World AR effects are back-camera-only. It is a key part of Meta Reality Lab's strategy, where our goal is to fill the world with unique and compelling world-anchored content.

Opportunity

We are seeing emerging World AR producers on Instagram. Everyday, 500k people open a World AR effect in their back camera and every month, 15M people open a World AR effect at least once.

People problem

While ~81% of people are somewhat familiar with AR, they have a hazy understanding of AR as a concept and lack interest in using World AR

Discover & Define

As a first step, I conducted a competitive analysis among 5 apps (TikTok, Snapchat, Ikea Place, LeoAR, and ARVid) with another UX Researcher intern. I noticed that there's no consistent pettern to guide users through their first World AR creation.
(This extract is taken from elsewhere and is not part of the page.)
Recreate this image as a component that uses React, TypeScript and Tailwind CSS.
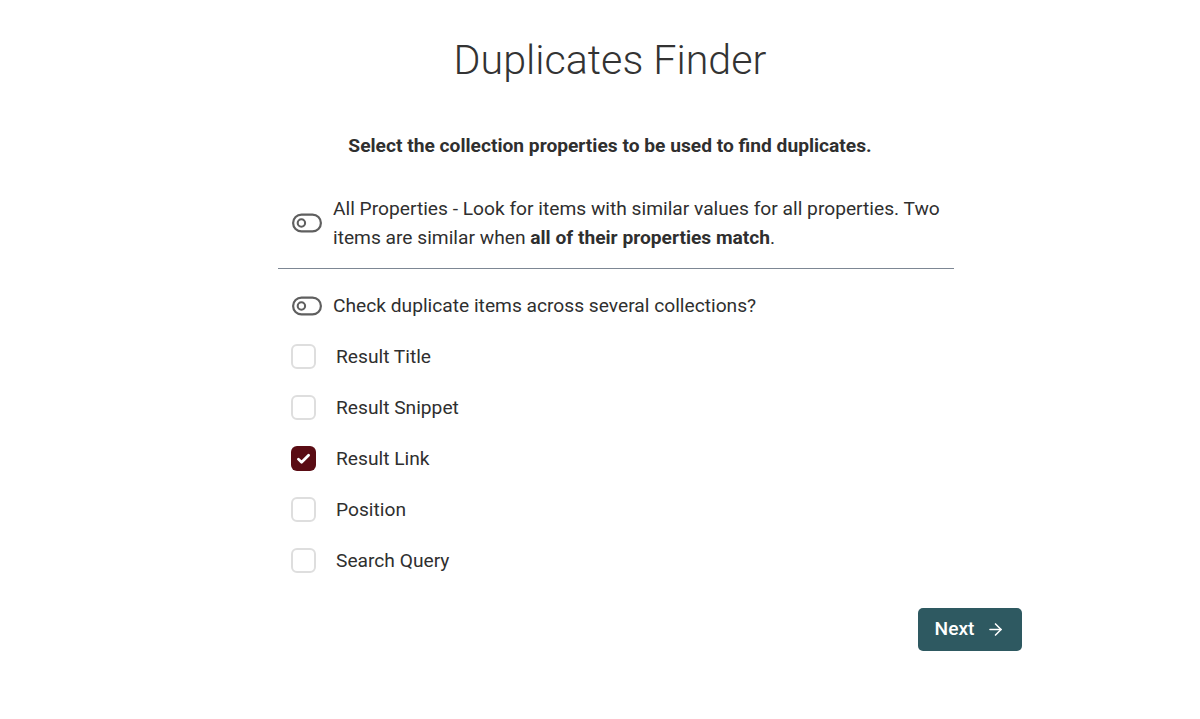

Therefore, the challenge was to establish an overarching framework for how we can approach the NUX in Scenes and flesh out principles to guide the design process.

TL;DR

  • There's no consistent onboarding pattern across competitors
    • TikTok: Post-action label, no upfront guide
    • Ikea Place: Discrete walk-thru experience for first-time users
    • ARVid: Animated guide when interacting with a World AR object
  • Onboarding recommendations
    • Only go through mandatory steps for people, allow them to skip optional tasks
    • Use push notification for re-engagement
-> View competitor audit deck

Project Goal

Define Scenes onboarding experience to help users learn about the concept of World AR, and how to interact with World AR content.

NUX Framework

Informed by past research and audit with FoA and external competitors, I led a brainstorming session on FigJam with team and XFN partners (PM, UXR). Together we mapped out 7 main buckets that we want to focus for the onboarding experience and placed them at different points during the first time user journey.

For MVP, we prioritized 3 focus areas, which were instruction, permission priming, and feature promotion.

TL;DR

  • Instruction
    • Prioritize how to interact with World AR affects
    • Provide timely feedback for users (SLAM)
  • Permission priming
    • Ask for critical permissions (camera, camera roll) upfront
    • Tie optional permissions with user action (landmark effect -> location permission)
  • Feature Promotion
    • Emphasize fun & unique experience that Scenes will offer upfront
-> View NUX framework deck

Main Project

For current experience, people will be brought to a blank camera screen after learning about our value propositions, accepting mandatory permissions, and SLAM (Simultaneous Localization and Mapping). While people mentioned that they feel somewhat lost and confused, what is the real frustration behind that, and how can we help them with their first creation experience?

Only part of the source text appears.